Roger Waters, vou sempre agradecer por ter visto

Com cerca de 20 minutos de atraso, o estádio virou do avesso

Por: Julinho Bittencourt  -  15/11/23  -  06:18
  Foto: MARTIN BERNETTI/AFP

Foi indescritível. Todas as dúvidas que poderia ter em assistir a um roqueiro de 80 anos que há basicamente três décadas não emplaca um novo sucesso foram dizimadas nos três primeiros segundos.


Com cerca de 20 minutos de atraso e logo após o já tradicional aviso para que os que não concordam com as opiniões políticas de Roger Waters que “vazem pro bar”, o estádio virou do avesso. Sentado de lado em uma cadeira, ele disparou Comfortably Numb, um dos grandes sucessos do álbum The Wall, do Pink Floyd. E, assim, deu início ao show de sua turnê This is Not a Drill.


Tudo bem, tudo bem. A canção ajuda. Mas tudo o mais foi devastador. Um telão enorme que atravessava o palco de lado a lado projetava imagens de pessoas caminhando por uma longa rua. A pressão da banda que nada deixava a dever a qualquer outra formação anterior (nada mesmo) e a voz intacta do autor, fizeram o resto. Começava ali, na noite de sábado, dia 11, no Allianz Parque, em São Paulo, um dos maiores espetáculos da terra.


Exagero? Nada. Exagero mesmo foi o show. Waters é um dos inventores da modernidade na música pop. Usou e abusou da tecnologia não só na música como também nos concertos, tanto os de sua lendária banda quanto os das suas apresentações solo. A maneira como é colocado o telão deixa a impressão na plateia que se está vendo o show em um local pequeno, um bar ou um teatro para quinhentas pessoas.


O ativismo


Roger e sua banda estão ali, o tempo todo alternados com imagens de agressões, catástrofes, fome, líderes assassinados (o nome de Marielle Franco foi ovacionado quando surgiu) com o motivo abaixo: “ser negro”, “ser palestino” entre outros.


Ele é, com certeza, o único artista do planeta capaz de encher um estádio com 40, 50 mil pessoas e passar todo o tempo cantando e falando apenas de temas contundentes como as guerras, a fome, ativismo político, as mazelas do capitalismo, desequilíbrio mental, entre outros.

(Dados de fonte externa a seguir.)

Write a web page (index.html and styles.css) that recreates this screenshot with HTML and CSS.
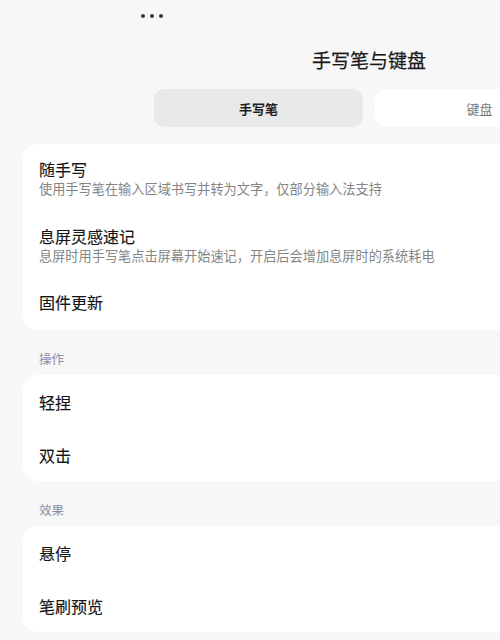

Ao invés de aborrecido, o público sai do seu espetáculo com uma vontade ainda maior de mudar o planeta.


Waters deu de presente para o público inúmeros sucessos do Pink Floyd alternados com algumas de suas canções mais recentes. Tudo, no entanto, era tão bem executado, planejado e sincronizado entre o cantor, a banda, o telão e até mesmo intervenções de animais infláveis pelo meio da plateia – referência à canção Sheep, do álbum Animals, inspirado livremente na Revolução dos Bichos, de George Orwell – que nada, em momento algum se tornou cansativo.


Muito ao contrário, se é que algo pode ser dito de negativo sobre o espetáculo, é o excesso de informação. Não tantas referências, imagens, sons, enfim, uma explosão de sinais que podem deixar o espectador atônito, com vontade de ver e rever inúmeras vezes.


Ao final, quase como que para provar o contrário de tudo o que disse e fez antes, Waters e sua banda se transformam em um pequeno grupo, que lembra de leve uma banda folclórica irlandesa no estilo dos The Chiefteins, e encerram o espetáculo caminhando em direção aos camarins.


Um anticlímax digno de um espetáculo de tirar o fôlego de qualquer um. Ao fim e ao cabo, vou agradecer pelo resto da vida à minha filha Beatriz por ter comprado o ingresso e me arrastado para ver algo que nunca mais vou esquecer na vida.